Wineskins & Blue Jeans
When I was a kid, there was always a man waiting inside the church’s double doors. I knew he would be wearing a Christian t-shirt with something about the rapture, and he would be shouting, “Abby, are you on fire for Jesus today?” As he jumped up and down he’d yell, “I’ve been born again, have you been born again? Tell me you’re born again!”
I was horrified.
If being born again meant I would be yelling weird things at people while wearing a tacky t-shirt, I wasn’t interested.
It all made me feel very uncomfortable. Very early on I heard, witnessed and experienced Christian lingo being misused, abused or used to abuse. For awhile I’ve thought it’s time to start over. We need new words, new phrases, a new branding. A new way.
There’s a story Jesus tells in Mark about wine and wineskins. He likens what he’s doing (bringing the Kingdom of God) to the fermentation of wine. The legs and tail of a goat were cut off, the holes stitched up to make a wineskin, and the wine was poured in. Once the skin was filled with the new wine, the neck was tied off and carbon dioxide was released. The fermentation would expand the skin. Once the skin reached it’s capacity, that was it. It couldn’t be reused. Old wineskins could not be reused to store new wine because they had already expanded to their limit.
No one pours new wine into old wineskins.
Pouring the new wine into an old skin would completely burst the skin, spilling and wasting the new wine.
What Jesus was doing, expanding God’s kingdom, could not fit into the ways of thinking that the early first-century people thought. They needed to think bigger, differently, to get new wineskins for the new wine he was bringing to them.
Jesus was announcing his kingdom, saying that God was doing something in a new way. Something different was coming to birth and it was different from anything that had ever happened before.
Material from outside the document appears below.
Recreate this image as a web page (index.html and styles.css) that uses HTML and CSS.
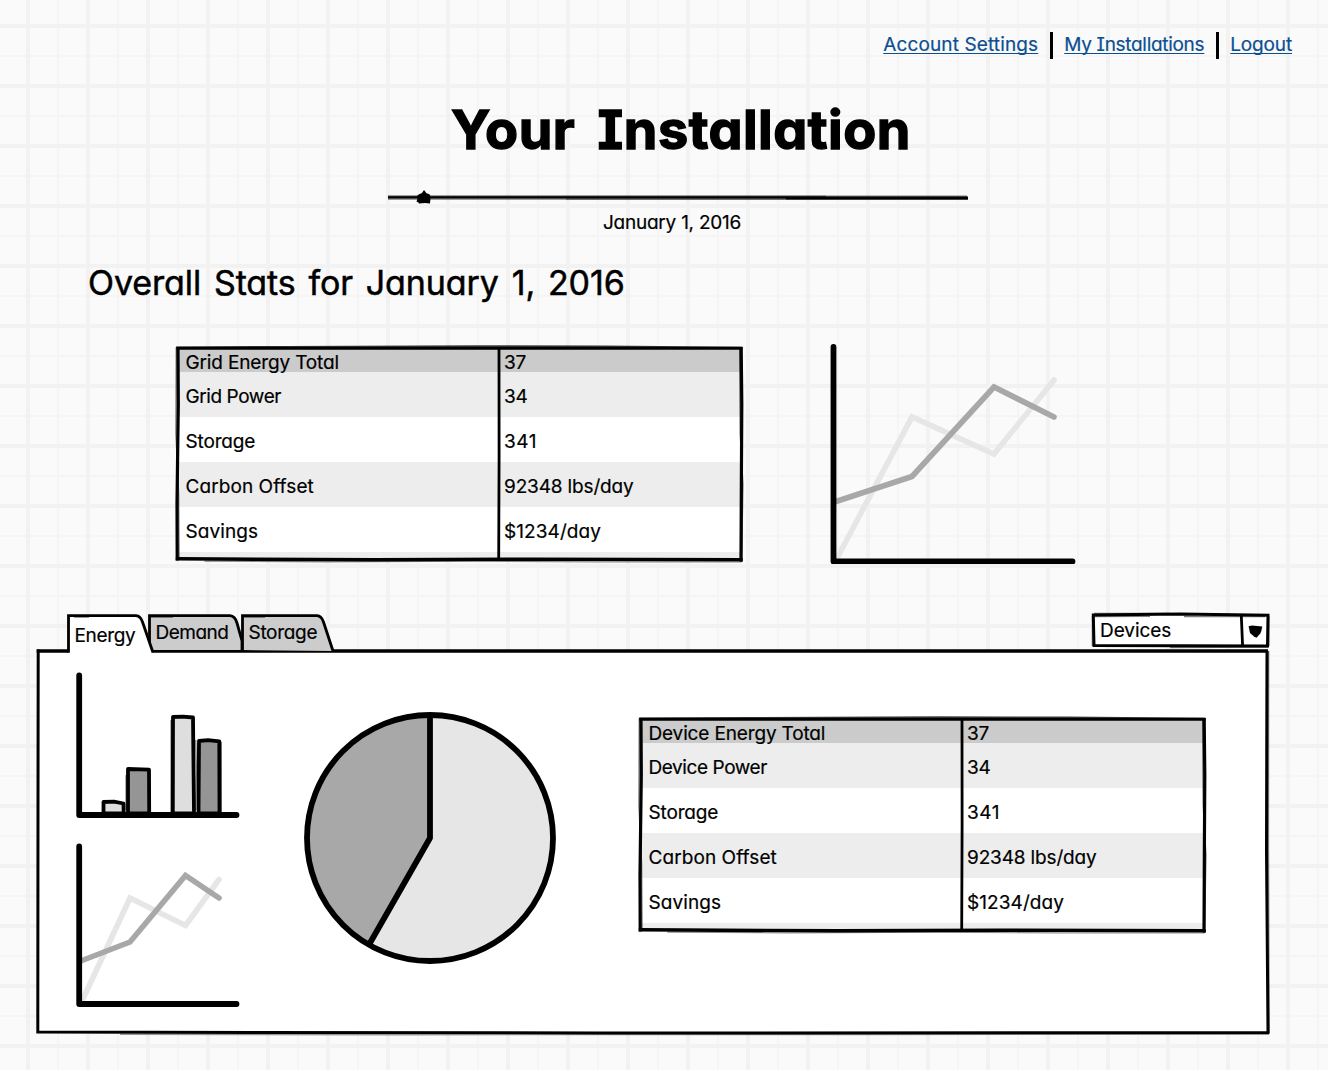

It was powerful and explosive, and it was pouring out!
Jesus also likens it to putting new cloth to patch old fabric. In doing so, you ruin the new cloth and tear the old fabric worse than it was torn before. It’s as if you’ve been given an entire new piece of denim to create a new pair of jeans, and you’re insistent that you can just use it to patch holes on your ratty old jeans.
Of course, those old jeans are comfortable. They’re broken in. They fit just right, hugging and giving in all the right places. They know you’re body well. It’s easier to try and tweak things here and there. To try to cover up the holes…
This is why we talk about being born again. It’s another way of saying that you cannot keep putting on those old jeans. You cannot drag some things into the future with you. Some things have to stay behind. Maybe they were fun. Maybe they were useful. Maybe they were even good.
But you have to look forward and ask yourself where is God moving and how in the world do you get to that place? This isn’t about youth or age. Innocence or experience. It’s about willingness to be renewed and to accept what God wants to pour in to us and sew on to us.
There isn’t anywhere in the Old Testament that God simply sits back and is content with his people as they cling to history and tradition. There also isn’t anywhere in the New Testament where the Church is told just to sit back and reminisce about the way things were. God is moving.
God will continue to move in new ways that outpace us. God is always faster than us, more creative than us, and always a step ahead of us.
God wants you to let go of the old wineskins. To let go of that old fabric. God is building a kingdom that cannot fit into the way that things have always been done. God is building a kingdom that is fresh and new and relevant and compelling and beautiful and God is using new fabric and materials and tools and he wants to make each one of us new so that we can be part of creating it.
God is doing something new. In me. In you. In our world.